_Given request_
In the material below, count the lines with the word "this" and state that number only.

::: Provided material :::

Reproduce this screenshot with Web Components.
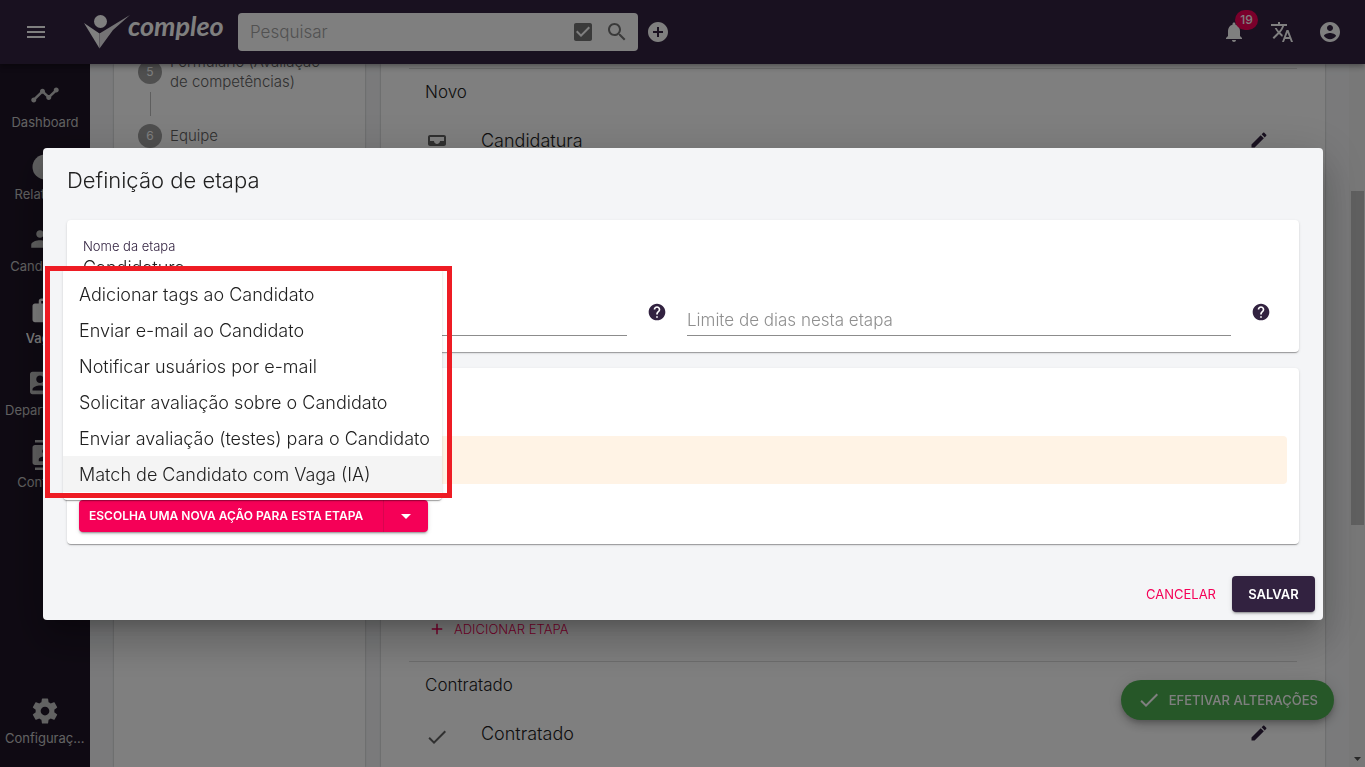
<!DOCTYPE html>
<html lang="pt-BR">
<head>
<meta charset="utf-8">
<title>Compleo - Definição de etapa</title>
<style>
html,body{margin:0;height:100%;overflow:hidden}
body{font-family:Inter,"Open Sans",sans-serif;font-weight:300;font-size:16px;color:#212121;
--brand:#322240;--accent:#f50057;--page:#f4f5f7}
</style>
</head>
<body>
<app-shell>
  <app-header slot="header"></app-header>
  <nav-bar slot="nav">
    <nav-item icon="timeline">Dashboard</nav-item>
    <nav-item icon="pie">Relatórios</nav-item>
    <nav-item icon="people">Candidatos</nav-item>
    <nav-item icon="bag" active>Vagas</nav-item>
    <nav-item icon="contact_mail">Departamentos</nav-item>
    <nav-item icon="contacts">Contatos</nav-item>
    <nav-item icon="settings" slot="end">Configurações</nav-item>
  </nav-bar>
  <step-list></step-list>
  <stage-board>
    <stage-group name="Novo" addable grow>
      <stage-row icon="inbox">Candidatura</stage-row>
    </stage-group>
    <stage-group name="Contratado">
      <stage-row icon="check">Contratado</stage-row>
    </stage-group>
  </stage-board>
  <apply-button slot="float">EFETIVAR ALTERAÇÕES</apply-button>
</app-shell>
<stage-dialog heading="Definição de etapa">
  <paper-card>
    <stage-form></stage-form>
  </paper-card>
  <paper-card>
    <stage-actions>
      <action-menu>
        <menu-option>Adicionar tags ao Candidato</menu-option>
        <menu-option>Enviar e-mail ao Candidato</menu-option>
        <menu-option>Notificar usuários por e-mail</menu-option>
        <menu-option>Solicitar avaliação sobre o Candidato</menu-option>
        <menu-option>Enviar avaliação (testes) para o Candidato</menu-option>
        <menu-option active>Match de Candidato com Vaga (IA)</menu-option>
      </action-menu>
    </stage-actions>
  </paper-card>
</stage-dialog>

<script>
const ICONS = {
  menu:'M3 18h18v-2H3v2zm0-5h18v-2H3v2zm0-7v2h18V6H3z',
  checkbox:'M19 3H5c-1.110 0-2 .9-2 2v14c0 1.100.89 2 2 2h14c1.110 0 2-.9 2-2V5c0-1.100-.89-2-2-2zm-9 14l-5-5 1.410-1.410L10 14.170l7.590-7.590L19 8l-9 9z',
  search:'M15.500 14h-.79l-.28-.27C15.410 12.590 16 11.110 16 9.500 16 5.910 13.090 3 9.500 3S3 5.910 3 9.500 5.910 16 9.500 16c1.610 0 3.090-.59 4.230-1.570l.27.28v.79l5 4.990L20.490 19l-4.990-5zm-6 0C7.010 14 5 11.990 5 9.500S7.010 5 9.500 5 14 7.010 14 9.500 11.990 14 9.500 14z',
  add_circle:'M12 2C6.480 2 2 6.480 2 12s4.480 10 10 10 10-4.480 10-10S17.520 2 12 2zm5 11h-4v4h-2v-4H7v-2h4V7h2v4h4v2z',
  bell:'M12 22c1.100 0 2-.9 2-2h-4c0 1.100.89 2 2 2zm6-6v-5c0-3.070-1.640-5.640-4.500-6.320V4c0-.83-.67-1.500-1.500-1.500s-1.500.67-1.500 1.500v.68C7.630 5.360 6 7.920 6 11v5l-2 2v1h16v-1l-2-2z',
  translate:'M12.870 15.070l-2.540-2.510.03-.03c1.740-1.940 2.980-4.170 3.710-6.530H17V4h-7V2H8v2H1v1.990h11.170C11.500 7.920 10.440 9.750 9 11.350 8.070 10.320 7.300 9.190 6.690 8h-2c.73 1.630 1.730 3.170 2.980 4.560l-5.090 5.020L4 19l5-5 3.110 3.110.76-2.040zM18.500 10h-2L12 22h2l1.120-3h4.750L21 22h2l-4.500-12zm-2.620 7l1.620-4.330L19.120 17h-3.240z',
  account:'M12 2C6.480 2 2 6.480 2 12s4.480 10 10 10 10-4.480 10-10S17.520 2 12 2zm0 3c1.660 0 3 1.340 3 3s-1.340 3-3 3-3-1.340-3-3 1.340-3 3-3zm0 14.200c-2.500 0-4.710-1.280-6-3.220.03-1.990 4-3.080 6-3.080 1.990 0 5.970 1.090 6 3.080-1.290 1.940-3.500 3.220-6 3.220z',
  timeline:'M23 8c0 1.100-.9 2-2 2-.18 0-.35-.02-.51-.07l-3.560 3.550c.05.16.07.34.07.52 0 1.100-.9 2-2 2s-2-.9-2-2c0-.18.02-.36.07-.52l-2.550-2.550c-.16.05-.34.07-.52.07s-.36-.02-.52-.07l-4.550 4.560c.05.16.07.33.07.51 0 1.100-.9 2-2 2s-2-.9-2-2 .9-2 2-2c.18 0 .35.02.51.07l4.560-4.550C8.020 9.360 8 9.180 8 9c0-1.100.9-2 2-2s2 .9 2 2c0 .18-.02.36-.07.52l2.550 2.550c.16-.05.34-.07.52-.07s.36.02.52.07l3.550-3.560C19.020 8.350 19 8.180 19 8c0-1.100.9-2 2-2s2 .9 2 2z',
  pie:'M12 2a10 10 0 1 0 0 20 10 10 0 0 0 0-20z',
  people:'M16 11c1.660 0 2.990-1.340 2.990-3S17.660 5 16 5c-1.660 0-3 1.340-3 3s1.340 3 3 3zm-8 0c1.660 0 2.990-1.340 2.990-3S9.660 5 8 5C6.340 5 5 6.340 5 8s1.340 3 3 3zm0 2c-2.330 0-7 1.170-7 3.500V19h14v-2.500c0-2.330-4.670-3.500-7-3.500zm8 0c-.29 0-.62.02-.97.05 1.160.84 1.970 1.970 1.970 3.450V19h6v-2.500c0-2.330-4.670-3.500-7-3.500z',
  bag:'M20 6h-3V4c0-1.110-.89-2-2-2H9c-1.110 0-2 .89-2 2v2H4c-1.110 0-2 .89-2 2v11c0 1.110.89 2 2 2h16c1.110 0 2-.89 2-2V8c0-1.110-.89-2-2-2zm-5 0H9V4h6v2z',
  contact_mail:'M21 8V7l-3 2-3-2v1l3 2 3-2zm1-5H2C.9 3 0 3.900 0 5v14c0 1.100.9 2 2 2h20c1.100 0 1.990-.9 1.990-2L24 5c0-1.100-.9-2-2-2zM8 6c1.660 0 3 1.340 3 3s-1.340 3-3 3-3-1.340-3-3 1.340-3 3-3zm6 12H2v-1c0-2 4-3.100 6-3.100s6 1.100 6 3.100v1zm8-6h-8V6h8v6z',
  contacts:'M20 0H4v2h16V0zM4 24h16v-2H4v2zM20 4H4c-1.100 0-2 .9-2 2v12c0 1.100.9 2 2 2h16c1.100 0 2-.9 2-2V6c0-1.100-.9-2-2-2zm-8 2.750c1.240 0 2.250 1.010 2.250 2.250s-1.010 2.250-2.250 2.250S9.750 10.240 9.750 9 10.760 6.750 12 6.750zM17 17H7v-1.500c0-1.670 3.330-2.500 5-2.500s5 .83 5 2.500V17z',
  settings:'M19.430 12.980c.04-.32.07-.64.07-.98s-.03-.66-.07-.98l2.110-1.650c.19-.15.24-.42.12-.64l-2-3.460c-.12-.22-.39-.3-.61-.22l-2.490 1c-.52-.4-1.080-.73-1.690-.98l-.38-2.650C14.460 2.180 14.250 2 14 2h-4c-.25 0-.46.18-.49.42l-.38 2.650c-.61.25-1.170.59-1.690.98l-2.490-1c-.23-.09-.49 0-.61.22l-2 3.460c-.13.22-.07.49.12.64l2.110 1.650c-.04.32-.07.65-.07.98s.03.66.07.98l-2.110 1.650c-.19.15-.24.42-.12.64l2 3.460c.12.22.39.3.61.22l2.490-1c.52.4 1.080.73 1.690.98l.38 2.650c.03.24.24.42.49.42h4c.25 0 .46-.18.49-.42l.38-2.650c.61-.25 1.170-.59 1.690-.98l2.490 1c.23.09.49 0 .61-.22l2-3.460c.12-.22.07-.49-.12-.64l-2.110-1.650zM12 15.500c-1.930 0-3.500-1.570-3.500-3.500s1.570-3.500 3.500-3.500 3.500 1.570 3.500 3.500-1.570 3.500-3.500 3.500z',
  inbox:'M19 3H5c-1.100 0-2 .9-2 2v7c0 1.100.9 2 2 2h14c1.100 0 2-.9 2-2V5c0-1.100-.9-2-2-2zm0 6h-4c0 1.620-1.380 3-3 3s-3-1.380-3-3H5V5h14v4zm-4 7h6v3c0 1.100-.9 2-2 2H5c-1.100 0-2-.9-2-2v-3h6c0 1.660 1.340 3 3 3s3-1.340 3-3z',
  check:'M9 16.170L4.830 12l-1.420 1.410L9 19 21 7l-1.410-1.410z',
  edit:'M3 17.250V21h3.750L17.810 9.940l-3.750-3.750L3 17.250zM20.710 7.040c.39-.39.39-1.020 0-1.410l-2.340-2.340c-.39-.39-1.020-.39-1.410 0l-1.830 1.830 3.750 3.750 1.830-1.830z',
  plus:'M19 13h-6v6h-2v-6H5v-2h6V5h2v6h6v2z',
  help:'M12 2C6.480 2 2 6.480 2 12s4.480 10 10 10 10-4.480 10-10S17.520 2 12 2zm1 17h-2v-2h2v2zm2.070-7.750l-.9.92C13.450 12.900 13 13.500 13 15h-2v-.5c0-1.100.45-2.100 1.170-2.830l1.240-1.260c.37-.36.59-.86.59-1.410 0-1.100-.9-2-2-2s-2 .9-2 2H8c0-2.210 1.790-4 4-4s4 1.790 4 4c0 .88-.36 1.680-.93 2.250z',
  caret:'M7 10l5 5 5-5z'
};
const BASE = `:host,*{box-sizing:border-box}button{font:inherit;color:inherit;border:0;background:none;padding:0;margin:0;cursor:pointer}
input{font:inherit;border:0;outline:0;background:none;padding:0;margin:0;min-width:0}`;
function define(name, css, html){
  customElements.define(name, class extends HTMLElement{
    constructor(){
      super();
      const body = typeof html === 'function' ? html(this) : html;
      this.attachShadow({mode:'open'}).innerHTML = `<style>${BASE}${css}</style>${body}`;
    }
  });
}

define('ui-icon', `:host{display:block;flex:none;width:24px;height:24px}svg{display:block;width:100%;height:100%;fill:currentColor}`,
  el => `<svg viewBox="0 0 24 24" aria-hidden="true"><path d="${ICONS[el.getAttribute('name')]}"/></svg>`);

define('app-shell', `:host{display:grid;grid-template-rows:64px minmax(0,1fr);height:100vh;background:var(--page)}
.header{position:relative;z-index:1}
.body{display:flex;min-height:0;overflow:hidden}
main{flex:1;min-width:0;display:flex;gap:16px;padding:0 24px}
.float{position:fixed;right:31px;bottom:47px}`,
`<div class="header"><slot name="header"></slot></div>
<div class="body"><slot name="nav"></slot><main><slot></slot></main><scroll-rail></scroll-rail></div>
<div class="float"><slot name="float"></slot></div>`);

define('scroll-rail', `:host{flex:none;width:16px;background:#f1f1f1;display:grid;grid-template-rows:127fr 334fr 226fr 16px;padding:0 1px 0 2px}
i{grid-row:2;background:#c1c1c1}svg{grid-row:4;width:100%;height:16px}`,
`<i></i><svg viewBox="0 0 13 16" aria-hidden="true"><path d="M3 6h7l-3.500 4z" fill="#505050"/></svg>`);

define('brand-logo', `:host{display:block}
a{display:flex;align-items:center;color:#fff;text-decoration:none}
svg{display:block;width:46px;height:40px;flex:none}
b{font:italic 700 27px/32px Lato,sans-serif;margin:-12px 0 0 -2px}`,
`<a href="#" aria-label="compleo"><svg viewBox="0 0 46 40" fill="#fff"><circle cx="16.500" cy="9.500" r="6.500"/><path d="M0 11l15.500 10.500V36.500z"/><path d="M46 3L15.500 21.500V36.500L29 18z" fill="#e8e6ea"/></svg><b>compleo</b></a>`);

define('app-header', `:host{display:flex;align-items:center;height:64px;padding:0 23px 0 24px;background:var(--brand);color:#fff;
box-shadow:0 2px 4px -1px rgba(0,0,0,.2),0 4px 5px rgba(0,0,0,.14),0 1px 10px rgba(0,0,0,.12)}
brand-logo{width:154px;padding-left:0;flex:none;margin-left:36px}
form{flex:0 1 400px;display:flex;align-items:center;gap:10px;height:38px;padding:0 9px 0 12px;background:#fff;border-radius:4px;color:#757575}
input{flex:1;font-size:17px}input::placeholder{color:#a3a3a3;opacity:1}
.add{margin-left:8px}
.tools{margin-left:auto;display:flex;gap:24px}
.tools button{position:relative}
.badge{position:absolute;left:13px;top:-10px;min-width:23px;height:20px;border-radius:10px;background:var(--accent);color:#fff;font-weight:500;font-size:12px;line-height:20px;text-align:center}`,
`<button aria-label="Menu"><ui-icon name="menu"></ui-icon></button>
<brand-logo></brand-logo>
<form role="search"><input type="search" aria-label="Pesquisar" placeholder="Pesquisar">
<button type="button" aria-label="Opções"><ui-icon name="checkbox"></ui-icon></button><button type="button" aria-label="Buscar"><ui-icon name="search"></ui-icon></button></form>
<button class="add" aria-label="Adicionar"><ui-icon name="add_circle"></ui-icon></button>
<div class="tools"><button aria-label="Notificações"><ui-icon name="bell"></ui-icon><span class="badge">19</span></button>
<button aria-label="Idioma"><ui-icon name="translate"></ui-icon></button>
<button aria-label="Conta"><ui-icon name="account"></ui-icon></button></div>`);

define('nav-bar', `:host{flex:none;width:90px;background:#1f1527;display:block}
nav{height:100%;display:flex;flex-direction:column;padding:8px 0 7px}.end{margin-top:auto}`,
`<nav><slot></slot><div class="end"><slot name="end"></slot></div></nav>`);

define('nav-item', `:host{display:block;flex:none;height:72px;color:#c4c4c4;font-weight:400;font-size:13px}
:host([active]){color:#fff;font-weight:500}
a{display:flex;flex-direction:column;align-items:center;padding:8px 4px 0;color:inherit;text-decoration:none}
ui-icon{width:30px;height:30px}
span{max-width:80px;line-height:24px;overflow:hidden;text-overflow:ellipsis;white-space:nowrap}`,
el => `<a href="#"><ui-icon name="${el.getAttribute('icon')}"></ui-icon><span><slot></slot></span></a>`);

define('step-list', `:host{display:block;flex:none;width:251px;background:#fff;box-shadow:0 0 2px rgba(0,0,0,.3);padding:0 24px}
ol{list-style:none;margin:-12px 0 0;padding:0}
li{display:flex;align-items:center;gap:8px;font-size:15px;line-height:20px;color:#616161;font-weight:300}
li+li{margin-top:32px;position:relative}
li+li::before{content:"";position:absolute;left:12px;top:-32px;height:24px;border-left:1px solid #bdbdbd}
i{flex:none;width:24px;height:24px;border-radius:50%;background:#9e9e9e;color:#fff;font-style:normal;font-size:12px;font-weight:400;line-height:24px;text-align:center}`,
`<ol><li><i>5</i><span>Formulário (Avaliação de competências)</span></li><li><i>6</i><span>Equipe</span></li></ol>`);

define('stage-board', `:host{flex:1;min-width:0;display:block;background:#fff;box-shadow:0 0 2px rgba(0,0,0,.3);padding:4px 28px 0}`, `<slot></slot>`);

define('stage-group', `:host{display:flex;flex-direction:column;border-top:1px solid #dcdcdc;padding:11px 28px 16px 16px}
:host([grow]){min-height:593px}
h2{margin:0 0 12px;font-size:17px;line-height:24px;font-weight:300}
button{display:flex;align-items:center;gap:8px;height:32px;margin-top:auto;padding-left:3px;color:var(--accent);font-size:13px;align-self:start;font-weight:300}
button ui-icon{width:18px;height:18px}`,
el => `<h2>${el.getAttribute('name')}</h2><slot></slot>${el.hasAttribute('addable') ? '<button><ui-icon name="plus"></ui-icon>ADICIONAR ETAPA</button>' : ''}`);

define('stage-row', `:host{display:flex;align-items:center;gap:32px;height:48px;font-size:18px;font-weight:300}
.icon{color:#616161;margin-top:8px}span{flex:1}button{color:var(--brand)}button ui-icon{width:20px;height:20px}`,
el => `<ui-icon class="icon" name="${el.getAttribute('icon')}"></ui-icon><span><slot></slot></span><button aria-label="Editar"><ui-icon name="edit"></ui-icon></button>`);

define('apply-button', `:host{display:block}
button{display:flex;align-items:center;gap:8px;height:40px;padding:0 16px;border-radius:20px;background:#4caf50;color:#fff;font-size:13px;font-weight:500;
box-shadow:0 3px 5px -1px rgba(0,0,0,.2),0 6px 10px rgba(0,0,0,.14),0 1px 18px rgba(0,0,0,.12)}`,
`<button><ui-icon name="check"></ui-icon><span><slot></slot></span></button>`);

define('stage-dialog', `:host{position:fixed;inset:0;z-index:5;display:flex;align-items:center;justify-content:center;padding:1px 0 0 1px;background:rgba(0,0,0,.5)}
section{width:calc(100% - 84px);max-width:1280px;background:var(--page);border-radius:4px;
box-shadow:0 11px 15px -7px rgba(0,0,0,.2),0 24px 38px 3px rgba(0,0,0,.14),0 9px 46px 8px rgba(0,0,0,.12)}
h1{margin:0;padding:16px 24px;font-size:22px;line-height:32px;font-weight:300}
.content{display:grid;gap:16px;padding:8px 24px 24px}
footer{display:flex;justify-content:flex-end;gap:8px;padding:8px}
footer button{height:36px;border-radius:4px;font-size:13px;font-weight:400}
.cancel{color:var(--accent);padding:0 8px}
footer .save{background:var(--brand);color:#fff;font-weight:600;padding:0 16px;min-width:83px;box-shadow:0 3px 1px -2px rgba(0,0,0,.2),0 2px 2px rgba(0,0,0,.14),0 1px 5px rgba(0,0,0,.12)}`,
el => `<section role="dialog" aria-modal="true" aria-labelledby="t"><h1 id="t">${el.getAttribute('heading')}</h1>
<div class="content"><slot></slot></div>
<footer><button class="cancel">CANCELAR</button><button class="save">SALVAR</button></footer></section>`);

define('paper-card', `:host{display:block;background:#fff;border-radius:4px;box-shadow:0 2px 1px -1px rgba(0,0,0,.2),0 1px 1px rgba(0,0,0,.14),0 1px 3px rgba(0,0,0,.12)}`, `<slot></slot>`);

define('stage-form', `:host{display:block;padding:16px 8px 16px 16px}
.name label{display:block;font-size:13px;line-height:20px;color:var(--brand);font-weight:300}
.name input{display:block;width:100%;height:24px;font-size:18px;line-height:24px;color:#212121}
.row{display:grid;grid-template-columns:1fr 1fr;margin-top:24px}
.field{display:flex}
.field input{flex:1;height:32px;border-bottom:1px solid #8c8c8c;font-size:17px}
.field input::placeholder{color:#8f8f8f;opacity:1}
.field button{width:60px;height:16px;display:grid;grid-template-rows:16px;place-items:center;color:var(--brand)}
.field ui-icon{width:20px;height:20px}`,
`<div class="name"><label for="n">Nome da etapa</label><input id="n" value="Candidatura"></div>
<div class="row"><div class="field"><input type="text" aria-label="Tipo"><button aria-label="Ajuda"><ui-icon name="help"></ui-icon></button></div>
<div class="field"><input type="text" aria-label="Limite de dias nesta etapa" placeholder="Limite de dias nesta etapa"><button aria-label="Ajuda"><ui-icon name="help"></ui-icon></button></div></div>`);

define('stage-actions', `:host{display:block;padding:68px 12px 12px}
.notice{height:48px;border-radius:4px;background:#fff3e5;margin-bottom:16px}
.split{position:relative;width:349px}
.group{display:flex;height:32px;border-radius:4px;overflow:hidden;background:var(--accent);color:#fff;font-size:12px;font-weight:600;
box-shadow:0 3px 1px -2px rgba(0,0,0,.2),0 2px 2px rgba(0,0,0,.14),0 1px 5px rgba(0,0,0,.12)}
.main{flex:1;text-align:left;padding-left:10px;padding-bottom:2px;white-space:nowrap}
.more{width:45px;display:grid;place-items:center;border-left:1px solid #d8054f}
.pop{position:absolute;left:-16px;bottom:32px}`,
`<div class="notice"></div><div class="split"><div class="group"><button class="main">ESCOLHA UMA NOVA AÇÃO PARA ESTA ETAPA</button><button class="more" aria-label="Abrir opções"><ui-icon name="caret"></ui-icon></button></div>
<div class="pop"><slot></slot></div></div>`);

define('action-menu', `:host{display:block;position:relative;width:379px}
.list{background:#fff;border-radius:4px;padding:8px 0;box-shadow:0 2px 1px -1px rgba(0,0,0,.2),0 1px 1px rgba(0,0,0,.14),0 1px 3px rgba(0,0,0,.12)}
.mark{position:absolute;inset:-2px -10px 2px -18px;border:5px solid #ee1c24;pointer-events:none}`,
`<div class="list" role="menu"><slot></slot></div><div class="mark"></div>`);

define('menu-option', `:host{display:block}
button{display:block;width:100%;height:36px;padding:0 0 0 16px;text-align:left;white-space:nowrap;font-size:18px}
:host([active]) button{background:#f4f4f4}`, `<button role="menuitem"><slot></slot></button>`);
</script>
</body>
</html>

:::

_Answer for the task_
3